Folha de S. Paulo


Mujica diz querer legalizar maconha para não "presentear" pessoas ao tráfico

O presidente do Uruguai, José Mujica, se referiu ao projeto de lei que será votado nesta terça-feira no Senado de seu país para legalizar a compra e venda e o cultivo de maconha como uma decisão política que "não é bonita", mas que foi tomada para não "presentear pessoas ao narcotráfico".

O projeto, impulsionado por Mujica, prevê a criação de uma agência estadual reguladora, que será responsável pela emissão de licenças e pelo controle da produção e da distribuição de drogas em clubes e farmácias.

Em declarações ao "Channel 4" da televisão uruguaia, o presidente destacou que o país e seus cidadãos não estão "totalmente preparados" para uma decisão destas características, mas pediu uma "oportunidade" para testar a iniciativa.

"Isto é como quando se toma um purgante, é tomar medidas que não são bonitas, mas não queremos deixar essa gente de presente para o narcotráfico", ressaltou Mujica.
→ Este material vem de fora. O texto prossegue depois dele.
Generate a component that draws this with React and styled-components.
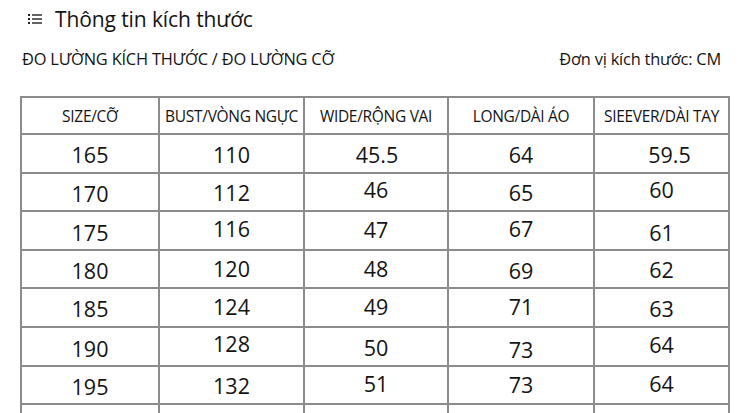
import React from 'react'
import styled, { createGlobalStyle } from 'styled-components'

const GlobalStyle = createGlobalStyle`
    html, body {
        margin: 0;
        padding: 0;
        background: #fff;
        overflow: hidden;
    }
    body {
        font-family: 'Open Sans', 'Noto Sans', sans-serif;
        color: #141414;
    }
`

const Page = styled.div`
    width: 750px;
    height: 413px;
    overflow: hidden;
    display: flex;
    flex-direction: column;

    & > * {
        flex-shrink: 0;
    }
`

const TitleBar = styled.div`
    display: flex;
    align-items: center;
    gap: 13px;
    height: 38px;
    padding-left: 28px;
`

const Title = styled.h1`
    margin: 0;
    font-size: 21px;
    font-weight: 400;
    letter-spacing: -0.1px;
`

const SubBar = styled.div`
    display: flex;
    justify-content: space-between;
    align-items: center;
    height: 40px;
    padding: 0 29px 0 22px;
    font-size: 16.4px;
    letter-spacing: -0.2px;
`

const Table = styled.table`
    margin: 18px 0 0 20px;
    border-collapse: collapse;
    table-layout: fixed;
    width: 708px;
`

const Th = styled.th`
    border: 2px solid #8c8c8c;
    height: 35px;
    padding: 0;
    font-size: 15.5px;
    font-weight: 400;
    text-align: center;
    white-space: nowrap;
    letter-spacing: -0.3px;
`

const Td = styled.td`
    border: 2px solid #8c8c8c;
    height: 36.6px;
    padding: 0;
    font-size: 21.5px;
    text-align: center;
`

const CellText = styled.span`
    position: relative;
    top: ${p => p.$dy || 0}px;
    left: ${p => p.$dx || 0}px;
`

const ListIcon = () => (
    <svg width="14" height="12" viewBox="0 0 14 12" fill="#222">
        <rect x="0" y="1" width="2" height="2" />
        <rect x="4" y="1.3" width="10" height="1.4" />
        <rect x="0" y="5" width="2" height="2" />
        <rect x="4" y="5.3" width="10" height="1.4" />
        <rect x="0" y="9" width="2" height="2" />
        <rect x="4" y="9.3" width="10" height="1.4" />
    </svg>
)

const widths = [138, 145, 144, 146, 135]
const headers = ['SIZE/CỠ', 'BUST/VÒNG NGỰC', 'WIDE/RỘNG VAI', 'LONG/DÀI ÁO', 'SIEEVER/DÀI TAY']

// [value, dy, dx] - last row is cut off by the frame, its text isn't visible
const rows = [
    [['165', 1], ['110', 1], ['45.5', 1, 1], ['64', 1], ['59.5', 1, 8]],
    [['170', 2], ['112', 1], ['46', -2], ['65', 1], ['60', -2]],
    [['175', 2], ['116', -2], ['47', -1], ['67', -2], ['61', 2]],
    [['180', 1], ['120', -1], ['48', -1], ['69', 1], ['62', 0]],
    [['185', 1], ['124', -1], ['49', -1], ['71', -1], ['63', 1]],
    [['190', 2], ['128', -3], ['50', 1], ['73', 3], ['64', -2]],
    [['195', 2], ['132', 1], ['51', -1], ['73', 0], ['64', -1]],
    [[''], [''], [''], [''], ['']],
]

const App = () => (
    <Page>
        <GlobalStyle />
        <TitleBar>
            <ListIcon />
            <Title>Thông tin kích thước</Title>
        </TitleBar>
        <SubBar>
            <span>ĐO LƯỜNG KÍCH THƯỚC / ĐO LƯỜNG CỠ</span>
            <span>Đơn vị kích thước: CM</span>
        </SubBar>
        <Table>
            <colgroup>
                {widths.map((w, i) => (
                    <col key={i} style={{ width: w }} />
                ))}
            </colgroup>
            <thead>
                <tr>
                    {headers.map(h => (
                        <Th key={h}>{h}</Th>
                    ))}
                </tr>
            </thead>
            <tbody>
                {rows.map((row, r) => (
                    <tr key={r}>
                        {row.map(([v, dy, dx], c) => (
                            <Td key={c}>
                                <CellText $dy={dy} $dx={dx}>{v}</CellText>
                            </Td>
                        ))}
                    </tr>
                ))}
            </tbody>
        </Table>
    </Page>
)

export default App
Para o presidente, "existe muita dúvida e a dúvida é legítima", mas isto não "pode paralisar o ensaio de novos caminhos perante um problema que nos mantêm paralisados".

Segundo Mujica, quando a norma for aprovada, o que é tido como certo pelo partido governista Frente Ampla, impulsor da medida e que conta com maioria no Senado, o processo será "gradual" e o governo será "muito observador da realidade", sem fomentar o consumo de maconha.

"Quem diz que o tabaco é bom? E, mesmo assim, as pessoas fumam", refletiu o veterano presidente de 78 anos.

De acordo com o presidente, no mês passado no Uruguai "subiu a margem de homicídios por ajustes de contas", a maior parte deles "consequência das operações do narcotráfico".

"A via repressiva está fracassando. Não tem que haver repressão? Sim, tem, mas é preciso balancear a coisa, como os domadores que põem a comida em uma mão e um chicote na outra. Não estamos tirando da clandestinidade os jovens que entram para consumir e não se sabe onde saem. Devemos ser ousados e buscar novos caminhos", disse ele.

OPOSIÇÃO

Vários senadores da oposição uruguaia disseram nesta terça-feira que o projeto de lei que legaliza a produção e a venda de maconha no país é uma experiência que vai ter efeitos adversos sobre a saúde pública, além de atrair o narcoturismo.

O senador Alfredo Solari, do Partido Colorado, disse que a proposta não atender a qualquer das salvaguardas éticas da experimentação humana. "A maconha prejudica os seres humanos, nem o nosso governo nem o resto do mundo deveriam experimentar com os uruguaios", disse Solari, que também é médico.

O senador disse que não entende o argumento de Mujica de que a iniciativa ajudará na luta contra o tráfico porque o Uruguai não está no epicentro da guerra global contra as drogas.

O senador do Partido Nacional (Blanco) Jorge Larrañaga disse que legalizar a maconha sob o argumento de que a guerra às drogas falhou é uma forma de rendição.

O ex-candidato presidencial chamou de falsa ideia de que o Estado pode sustentar o mercado de drogas, já que para competir com o mercado negro, o Governo deve fornecer um produto de melhor qualidade e mais barato e, se isso acontecer, o resultado lógico será o aumento do consumo.

O senador também manifestou surpresa pelo fato de que se pretende vender um grama de maconha por um dólar, enquanto nos coffee shops de Amsterdã o preço varia entre oito e quinze euros. "Vamos transformar o país em um centro de turismo da droga", disse Larrañaga.